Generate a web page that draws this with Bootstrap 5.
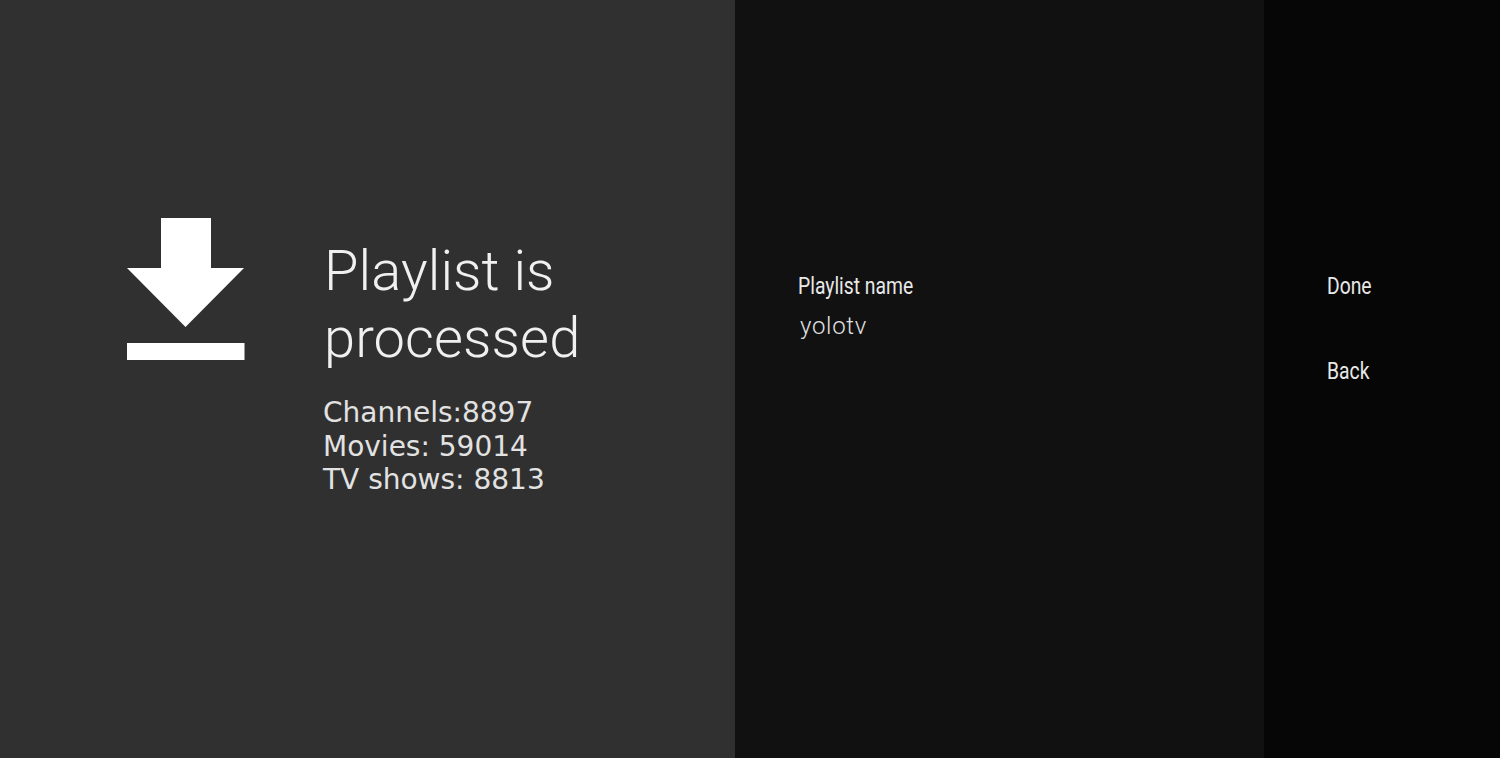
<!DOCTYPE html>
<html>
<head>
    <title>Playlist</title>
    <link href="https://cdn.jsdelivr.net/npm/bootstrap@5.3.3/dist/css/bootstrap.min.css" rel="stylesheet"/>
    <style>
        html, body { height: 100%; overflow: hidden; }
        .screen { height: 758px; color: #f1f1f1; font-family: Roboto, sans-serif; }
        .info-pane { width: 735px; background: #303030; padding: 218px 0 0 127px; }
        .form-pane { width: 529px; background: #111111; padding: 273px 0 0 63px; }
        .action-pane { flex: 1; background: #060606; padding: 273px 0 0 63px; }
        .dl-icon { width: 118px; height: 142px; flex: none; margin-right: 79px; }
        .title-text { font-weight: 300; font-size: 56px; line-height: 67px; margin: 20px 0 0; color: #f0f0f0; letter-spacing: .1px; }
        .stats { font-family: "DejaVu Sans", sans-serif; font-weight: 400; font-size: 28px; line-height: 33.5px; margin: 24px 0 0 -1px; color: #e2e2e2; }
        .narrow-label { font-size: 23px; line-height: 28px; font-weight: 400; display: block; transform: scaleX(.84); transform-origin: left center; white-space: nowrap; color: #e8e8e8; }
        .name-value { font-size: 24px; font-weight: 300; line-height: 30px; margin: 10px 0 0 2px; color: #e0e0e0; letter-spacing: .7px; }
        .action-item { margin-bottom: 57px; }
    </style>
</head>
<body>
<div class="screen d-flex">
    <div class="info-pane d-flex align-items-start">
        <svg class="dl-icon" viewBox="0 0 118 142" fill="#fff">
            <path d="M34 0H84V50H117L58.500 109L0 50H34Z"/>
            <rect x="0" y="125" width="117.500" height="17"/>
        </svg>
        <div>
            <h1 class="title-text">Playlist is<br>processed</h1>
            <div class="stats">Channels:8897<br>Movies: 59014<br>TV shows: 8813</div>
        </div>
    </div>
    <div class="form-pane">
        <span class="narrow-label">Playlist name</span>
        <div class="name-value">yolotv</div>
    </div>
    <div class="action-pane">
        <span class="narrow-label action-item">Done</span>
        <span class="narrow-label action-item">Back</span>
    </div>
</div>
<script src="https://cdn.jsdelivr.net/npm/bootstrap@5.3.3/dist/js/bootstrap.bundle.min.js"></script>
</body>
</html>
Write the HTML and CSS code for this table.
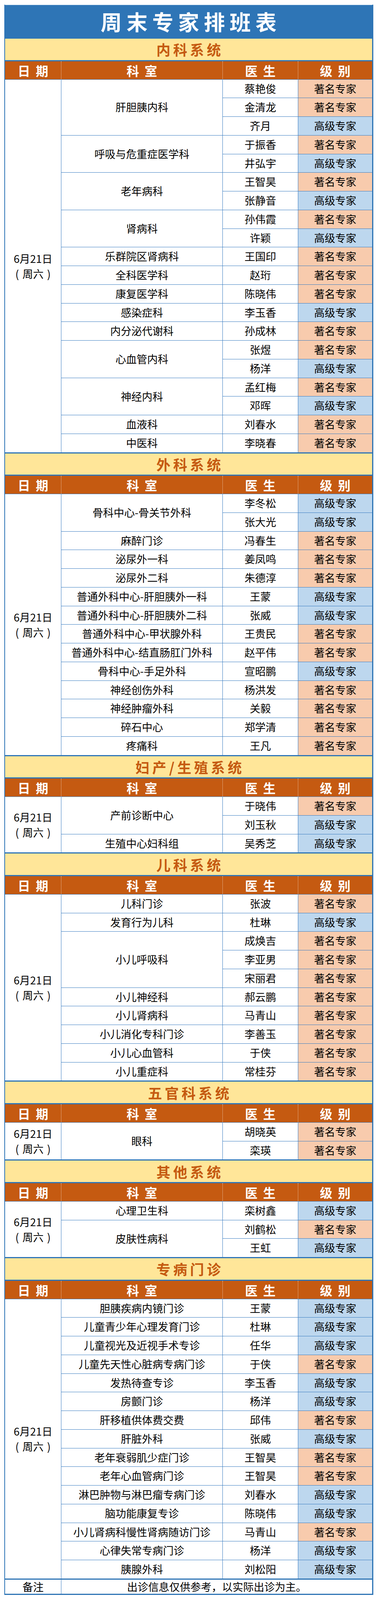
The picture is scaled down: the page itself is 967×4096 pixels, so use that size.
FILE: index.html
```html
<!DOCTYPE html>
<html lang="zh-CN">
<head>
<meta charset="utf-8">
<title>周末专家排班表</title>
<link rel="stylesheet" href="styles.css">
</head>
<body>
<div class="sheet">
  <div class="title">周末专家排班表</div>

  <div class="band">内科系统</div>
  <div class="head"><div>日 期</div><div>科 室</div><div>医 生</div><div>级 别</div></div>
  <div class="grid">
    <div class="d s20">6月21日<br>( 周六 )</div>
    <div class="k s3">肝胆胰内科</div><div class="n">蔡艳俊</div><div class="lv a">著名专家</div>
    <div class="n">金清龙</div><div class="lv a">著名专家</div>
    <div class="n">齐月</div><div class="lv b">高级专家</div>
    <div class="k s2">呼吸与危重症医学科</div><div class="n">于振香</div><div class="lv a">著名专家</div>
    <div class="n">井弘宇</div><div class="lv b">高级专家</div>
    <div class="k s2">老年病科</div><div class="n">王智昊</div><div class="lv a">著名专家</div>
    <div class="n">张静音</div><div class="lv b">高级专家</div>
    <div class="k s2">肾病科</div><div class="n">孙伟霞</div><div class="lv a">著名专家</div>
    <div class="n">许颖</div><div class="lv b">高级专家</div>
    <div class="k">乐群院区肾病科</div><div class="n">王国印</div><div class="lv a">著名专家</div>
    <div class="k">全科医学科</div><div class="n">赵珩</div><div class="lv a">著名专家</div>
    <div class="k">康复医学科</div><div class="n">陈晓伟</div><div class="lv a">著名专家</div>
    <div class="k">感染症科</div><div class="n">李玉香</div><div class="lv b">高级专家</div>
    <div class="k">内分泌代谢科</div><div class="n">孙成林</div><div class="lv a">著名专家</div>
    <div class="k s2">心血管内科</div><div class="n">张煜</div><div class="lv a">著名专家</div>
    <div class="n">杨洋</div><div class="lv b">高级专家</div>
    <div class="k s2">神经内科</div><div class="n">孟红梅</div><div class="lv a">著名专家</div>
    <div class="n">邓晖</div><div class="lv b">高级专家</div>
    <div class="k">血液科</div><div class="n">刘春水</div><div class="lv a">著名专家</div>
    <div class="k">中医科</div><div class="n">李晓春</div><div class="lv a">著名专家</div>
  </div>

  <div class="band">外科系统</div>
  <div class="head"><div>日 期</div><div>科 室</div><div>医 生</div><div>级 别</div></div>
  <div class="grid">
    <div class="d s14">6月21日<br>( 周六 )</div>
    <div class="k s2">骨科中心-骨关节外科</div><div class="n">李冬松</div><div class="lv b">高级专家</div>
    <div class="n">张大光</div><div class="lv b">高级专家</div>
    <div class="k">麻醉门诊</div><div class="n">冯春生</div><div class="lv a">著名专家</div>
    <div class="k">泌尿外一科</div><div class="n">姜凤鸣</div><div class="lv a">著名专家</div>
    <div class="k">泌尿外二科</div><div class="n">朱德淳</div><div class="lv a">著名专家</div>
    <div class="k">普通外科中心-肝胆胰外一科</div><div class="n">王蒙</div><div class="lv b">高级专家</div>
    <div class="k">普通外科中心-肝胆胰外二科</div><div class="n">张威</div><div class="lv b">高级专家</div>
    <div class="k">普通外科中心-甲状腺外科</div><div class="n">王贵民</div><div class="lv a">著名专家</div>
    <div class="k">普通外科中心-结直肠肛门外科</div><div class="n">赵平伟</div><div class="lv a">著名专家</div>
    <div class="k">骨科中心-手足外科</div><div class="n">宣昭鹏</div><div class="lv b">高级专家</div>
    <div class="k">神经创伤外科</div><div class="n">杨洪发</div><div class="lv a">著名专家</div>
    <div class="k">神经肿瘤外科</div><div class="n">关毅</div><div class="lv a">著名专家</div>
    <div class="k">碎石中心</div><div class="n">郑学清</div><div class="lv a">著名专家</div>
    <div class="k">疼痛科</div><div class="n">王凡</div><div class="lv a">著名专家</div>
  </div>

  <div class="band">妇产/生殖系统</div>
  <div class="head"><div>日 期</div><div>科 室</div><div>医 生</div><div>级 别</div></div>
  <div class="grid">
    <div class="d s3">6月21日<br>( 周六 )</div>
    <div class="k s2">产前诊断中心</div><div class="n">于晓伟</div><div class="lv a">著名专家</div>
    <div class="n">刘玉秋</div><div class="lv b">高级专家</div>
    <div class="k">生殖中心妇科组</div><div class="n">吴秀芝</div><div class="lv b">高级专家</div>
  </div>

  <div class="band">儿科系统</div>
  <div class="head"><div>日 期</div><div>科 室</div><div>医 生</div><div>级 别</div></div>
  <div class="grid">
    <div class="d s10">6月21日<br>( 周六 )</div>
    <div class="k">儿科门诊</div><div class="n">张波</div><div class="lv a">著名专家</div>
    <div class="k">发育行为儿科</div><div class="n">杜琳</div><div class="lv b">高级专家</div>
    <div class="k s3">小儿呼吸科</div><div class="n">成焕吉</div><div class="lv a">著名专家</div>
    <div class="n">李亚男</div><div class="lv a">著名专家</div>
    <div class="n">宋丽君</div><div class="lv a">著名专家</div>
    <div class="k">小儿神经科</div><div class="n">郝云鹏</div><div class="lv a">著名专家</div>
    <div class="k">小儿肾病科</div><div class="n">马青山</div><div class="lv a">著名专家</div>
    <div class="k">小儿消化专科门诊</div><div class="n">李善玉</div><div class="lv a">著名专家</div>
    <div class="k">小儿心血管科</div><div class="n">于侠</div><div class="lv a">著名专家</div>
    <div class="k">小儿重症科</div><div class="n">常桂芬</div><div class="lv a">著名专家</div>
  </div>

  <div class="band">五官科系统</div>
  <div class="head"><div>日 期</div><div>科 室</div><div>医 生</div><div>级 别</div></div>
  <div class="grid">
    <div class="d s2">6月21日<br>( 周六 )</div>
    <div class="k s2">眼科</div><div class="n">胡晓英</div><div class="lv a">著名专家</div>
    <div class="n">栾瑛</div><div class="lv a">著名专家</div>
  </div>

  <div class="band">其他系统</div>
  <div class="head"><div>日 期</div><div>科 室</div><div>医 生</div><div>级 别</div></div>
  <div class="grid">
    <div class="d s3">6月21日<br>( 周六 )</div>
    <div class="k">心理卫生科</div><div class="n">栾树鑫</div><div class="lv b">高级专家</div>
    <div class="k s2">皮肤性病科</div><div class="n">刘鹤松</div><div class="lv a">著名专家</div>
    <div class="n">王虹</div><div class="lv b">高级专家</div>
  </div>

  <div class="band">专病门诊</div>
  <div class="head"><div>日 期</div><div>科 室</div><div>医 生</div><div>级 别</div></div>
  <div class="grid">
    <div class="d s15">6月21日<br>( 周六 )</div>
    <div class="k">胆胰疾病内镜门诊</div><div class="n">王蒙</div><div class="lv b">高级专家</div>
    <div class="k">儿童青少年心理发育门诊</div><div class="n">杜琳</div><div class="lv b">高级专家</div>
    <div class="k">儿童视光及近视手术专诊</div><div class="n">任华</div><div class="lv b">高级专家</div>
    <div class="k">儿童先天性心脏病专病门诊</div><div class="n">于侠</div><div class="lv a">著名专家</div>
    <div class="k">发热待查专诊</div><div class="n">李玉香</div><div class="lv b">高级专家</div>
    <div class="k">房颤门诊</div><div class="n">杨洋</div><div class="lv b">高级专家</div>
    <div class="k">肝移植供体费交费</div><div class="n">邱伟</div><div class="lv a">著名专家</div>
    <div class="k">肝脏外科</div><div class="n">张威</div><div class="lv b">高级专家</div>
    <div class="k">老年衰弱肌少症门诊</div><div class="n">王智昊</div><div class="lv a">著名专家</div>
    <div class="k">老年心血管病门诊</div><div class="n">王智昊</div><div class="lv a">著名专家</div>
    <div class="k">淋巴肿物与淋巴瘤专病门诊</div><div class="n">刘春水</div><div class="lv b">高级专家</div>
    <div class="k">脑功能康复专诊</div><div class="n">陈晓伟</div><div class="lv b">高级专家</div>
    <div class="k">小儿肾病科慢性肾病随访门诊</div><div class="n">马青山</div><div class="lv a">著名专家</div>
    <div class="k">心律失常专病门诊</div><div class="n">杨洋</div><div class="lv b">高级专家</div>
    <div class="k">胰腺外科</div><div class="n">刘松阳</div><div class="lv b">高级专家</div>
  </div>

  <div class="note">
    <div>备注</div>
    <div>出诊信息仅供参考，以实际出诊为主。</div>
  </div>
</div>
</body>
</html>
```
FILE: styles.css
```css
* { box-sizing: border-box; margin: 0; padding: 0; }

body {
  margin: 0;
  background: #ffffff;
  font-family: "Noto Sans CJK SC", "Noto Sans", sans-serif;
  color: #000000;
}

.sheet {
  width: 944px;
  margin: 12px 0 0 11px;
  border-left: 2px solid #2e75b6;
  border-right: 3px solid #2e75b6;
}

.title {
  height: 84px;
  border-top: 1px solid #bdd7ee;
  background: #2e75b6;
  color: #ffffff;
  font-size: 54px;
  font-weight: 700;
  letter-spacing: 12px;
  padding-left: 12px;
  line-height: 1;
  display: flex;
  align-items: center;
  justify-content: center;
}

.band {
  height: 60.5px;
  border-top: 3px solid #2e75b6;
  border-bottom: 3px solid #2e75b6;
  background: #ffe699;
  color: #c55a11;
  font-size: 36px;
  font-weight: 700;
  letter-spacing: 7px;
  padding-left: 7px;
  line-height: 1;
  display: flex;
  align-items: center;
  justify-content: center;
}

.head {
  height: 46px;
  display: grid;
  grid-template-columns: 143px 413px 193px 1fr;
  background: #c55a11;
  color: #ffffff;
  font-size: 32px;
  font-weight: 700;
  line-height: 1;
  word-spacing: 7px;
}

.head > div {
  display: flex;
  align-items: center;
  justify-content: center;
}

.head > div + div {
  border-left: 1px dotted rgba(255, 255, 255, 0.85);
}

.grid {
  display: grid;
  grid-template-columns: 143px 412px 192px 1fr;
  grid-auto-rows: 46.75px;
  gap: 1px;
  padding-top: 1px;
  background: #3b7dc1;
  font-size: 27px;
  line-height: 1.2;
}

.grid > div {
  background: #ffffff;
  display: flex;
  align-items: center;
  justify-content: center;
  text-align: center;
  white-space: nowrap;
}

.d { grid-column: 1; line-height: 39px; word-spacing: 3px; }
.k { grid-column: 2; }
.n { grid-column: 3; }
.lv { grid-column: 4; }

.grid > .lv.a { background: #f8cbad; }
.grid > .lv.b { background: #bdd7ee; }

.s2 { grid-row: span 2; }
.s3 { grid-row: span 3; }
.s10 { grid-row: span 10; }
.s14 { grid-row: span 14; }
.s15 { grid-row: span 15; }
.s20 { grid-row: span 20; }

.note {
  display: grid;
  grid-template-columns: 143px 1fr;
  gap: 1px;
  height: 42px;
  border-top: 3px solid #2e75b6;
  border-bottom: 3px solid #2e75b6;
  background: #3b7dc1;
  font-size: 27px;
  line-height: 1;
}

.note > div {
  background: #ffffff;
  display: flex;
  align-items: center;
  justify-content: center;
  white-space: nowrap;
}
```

○ ○ ○ ○ ○ ○ ○

> Written exercise
From the data above, pick out each line containing "size" and copy it.

> Worked answer
        .title-text { font-weight: 300; font-size: 56px; line-height: 67px; margin: 20px 0 0; color: #f0f0f0; letter-spacing: .1px; }
        .stats { font-family: "DejaVu Sans", sans-serif; font-weight: 400; font-size: 28px; line-height: 33.5px; margin: 24px 0 0 -1px; color: #e2e2e2; }
        .narrow-label { font-size: 23px; line-height: 28px; font-weight: 400; display: block; transform: scaleX(.84); transform-origin: left center; white-space: nowrap; color: #e8e8e8; }
        .name-value { font-size: 24px; font-weight: 300; line-height: 30px; margin: 10px 0 0 2px; color: #e0e0e0; letter-spacing: .7px; }
The picture is scaled down: the page itself is 967×4096 pixels, so use that size.
  font-size: 54px;
  font-size: 36px;
  font-size: 32px;
  font-size: 27px;
  font-size: 27px;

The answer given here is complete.